On 7/30/06, Brian Hulley <[EMAIL PROTECTED]> wrote:
[EMAIL PROTECTED] wrote:
> GHC Task Ticket # 601 suggests replacing GMP with OpenSSL's Bignum
> library, BN. I have two questions concerning this:

>From the ticket, this looks very scary:

          but its LGPL license is problematic for users of GHC
         (it prohibits static linking of GHC-compiled programs, for
example).

Does this mean I can't distribute my Haskell app as a commercial
application? I certainly don't want to distribute source code and I've got

I am not a lawyer, and you should consult lawyer if you want real
advice about licensing issues.

Strict answer to first question: No.  You can distribute statically compiled
binaries.

no idea how to compile a Haskell app other than using ghc --make, which
creates a single exe ie with static linkage.

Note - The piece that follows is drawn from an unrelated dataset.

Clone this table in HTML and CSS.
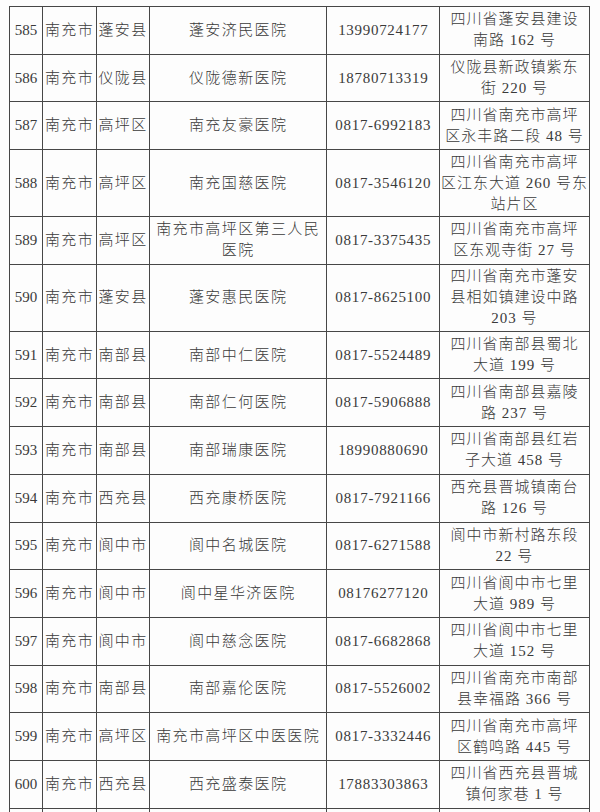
FILE: index.html
```html
<!DOCTYPE html>
<html lang="zh-CN">
<head>
<meta charset="utf-8">
<title>南充市医院名单</title>
<link rel="stylesheet" href="styles.css">
</head>
<body>
<div class="page">
<table class="list">
<colgroup>
<col class="c-no"><col class="c-city"><col class="c-county"><col class="c-name"><col class="c-tel"><col class="c-addr">
</colgroup>
<tbody>
<tr class="r2"><td class="no">585</td><td>南充市</td><td>蓬安县</td><td>蓬安济民医院</td><td class="tel">13990724177</td><td class="addr">四川省蓬安县建设<br>南路 162 号</td></tr>
<tr class="r2"><td class="no">586</td><td>南充市</td><td>仪陇县</td><td>仪陇德新医院</td><td class="tel">18780713319</td><td class="addr">仪陇县新政镇紫东<br>街 220 号</td></tr>
<tr class="r2"><td class="no">587</td><td>南充市</td><td>高坪区</td><td>南充友豪医院</td><td class="tel">0817-6992183</td><td class="addr">四川省南充市高坪<br>区永丰路二段 48 号</td></tr>
<tr class="r3"><td class="no">588</td><td>南充市</td><td>高坪区</td><td>南充国慈医院</td><td class="tel">0817-3546120</td><td class="addr">四川省南充市高坪<br>区江东大道 260 号东<br>站片区</td></tr>
<tr class="r2"><td class="no">589</td><td>南充市</td><td>高坪区</td><td class="name2">南充市高坪区第三人民<br>医院</td><td class="tel">0817-3375435</td><td class="addr">四川省南充市高坪<br>区东观寺街 27 号</td></tr>
<tr class="r3"><td class="no">590</td><td>南充市</td><td>蓬安县</td><td>蓬安惠民医院</td><td class="tel">0817-8625100</td><td class="addr">四川省南充市蓬安<br>县相如镇建设中路<br>203 号</td></tr>
<tr class="r2"><td class="no">591</td><td>南充市</td><td>南部县</td><td>南部中仁医院</td><td class="tel">0817-5524489</td><td class="addr">四川省南部县蜀北<br>大道 199 号</td></tr>
<tr class="r2"><td class="no">592</td><td>南充市</td><td>南部县</td><td>南部仁何医院</td><td class="tel">0817-5906888</td><td class="addr">四川省南部县嘉陵<br>路 237 号</td></tr>
<tr class="r2"><td class="no">593</td><td>南充市</td><td>南部县</td><td>南部瑞康医院</td><td class="tel">18990880690</td><td class="addr">四川省南部县红岩<br>子大道 458 号</td></tr>
<tr class="r2"><td class="no">594</td><td>南充市</td><td>西充县</td><td>西充康桥医院</td><td class="tel">0817-7921166</td><td class="addr">西充县晋城镇南台<br>路 126 号</td></tr>
<tr class="r2"><td class="no">595</td><td>南充市</td><td>阆中市</td><td>阆中名城医院</td><td class="tel">0817-6271588</td><td class="addr">阆中市新村路东段<br>22 号</td></tr>
<tr class="r2"><td class="no">596</td><td>南充市</td><td>阆中市</td><td>阆中星华济医院</td><td class="tel">08176277120</td><td class="addr">四川省阆中市七里<br>大道 989 号</td></tr>
<tr class="r2"><td class="no">597</td><td>南充市</td><td>阆中市</td><td>阆中慈念医院</td><td class="tel">0817-6682868</td><td class="addr">四川省阆中市七里<br>大道 152 号</td></tr>
<tr class="r2"><td class="no">598</td><td>南充市</td><td>南部县</td><td>南部嘉伦医院</td><td class="tel">0817-5526002</td><td class="addr">四川省南充市南部<br>县幸福路 366 号</td></tr>
<tr class="r2"><td class="no">599</td><td>南充市</td><td>高坪区</td><td>南充市高坪区中医医院</td><td class="tel">0817-3332446</td><td class="addr">四川省南充市高坪<br>区鹤鸣路 445 号</td></tr>
<tr class="r2"><td class="no">600</td><td>南充市</td><td>西充县</td><td>西充盛泰医院</td><td class="tel">17883303863</td><td class="addr">四川省西充县晋城<br>镇何家巷 1 号</td></tr>
<tr class="r2"><td class="no"></td><td></td><td></td><td></td><td class="tel"></td><td class="addr"></td></tr>
</tbody>
</table>
</div>
</body>
</html>
```

FILE: styles.css
```css
html, body {
  margin: 0;
  padding: 0;
  background: #fdfdfd;
}

.page {
  padding: 6px 0 0 9px;
  height: 812px;
  overflow: hidden;
  box-sizing: border-box;
}

.list {
  border-collapse: collapse;
  table-layout: fixed;
  width: 580.5px;
  font-family: "Liberation Serif", "Noto Sans CJK SC", serif;
  font-size: 15px;
  font-weight: 300;
  color: #3a3a3a;
}

.c-no { width: 33px; }
.c-city { width: 54px; }
.c-county { width: 53px; }
.c-name { width: 177px; }
.c-tel { width: 113px; }
.c-addr { width: 149px; }

.list td {
  border: 1.5px solid #474747;
  padding: 0;
  text-align: center;
  vertical-align: middle;
  line-height: 21px;
  letter-spacing: 1.4px;
  white-space: nowrap;
  overflow: visible;
}

.list tr.r2 td { height: 46.7px; }
.list tr.r3 td { height: 66px; }

.list td.no {
  letter-spacing: 0;
}

.list td.tel {
  letter-spacing: 0.7px;
}

.list td.addr {
  letter-spacing: 1px;
}
```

But in this case, yes, you can't.  You need to provide way to
relink gmp in you program.  As far as I know, this is simply possible
by taking all the objs --make generates, other objs and libs and giving
them on - users need to have ghc distro+their own gmp set in.

If I only use Int's (not Integer's) in my code, is there a way to get rid of
GMP so that I won't have an impossible licencing problem when trying to

I am fairly certain you cannot force or rely GMP getting dropped by
linker.

distribute my application binary? If not, then it would seem absolutely
vital to get rid of GMP as soon as possible or else try to persuade the
authors to add the usual static linking exception to their LGPL licence for
it.

GMP being rather GNU ;-) replacing is probably the only option.

There's other reason for dropping GMP as well: The ghc rts steals GMP
memory allocation (sort of integrating it with garbage collector) which
makes it impossible for other parts of program use GMP (in practice).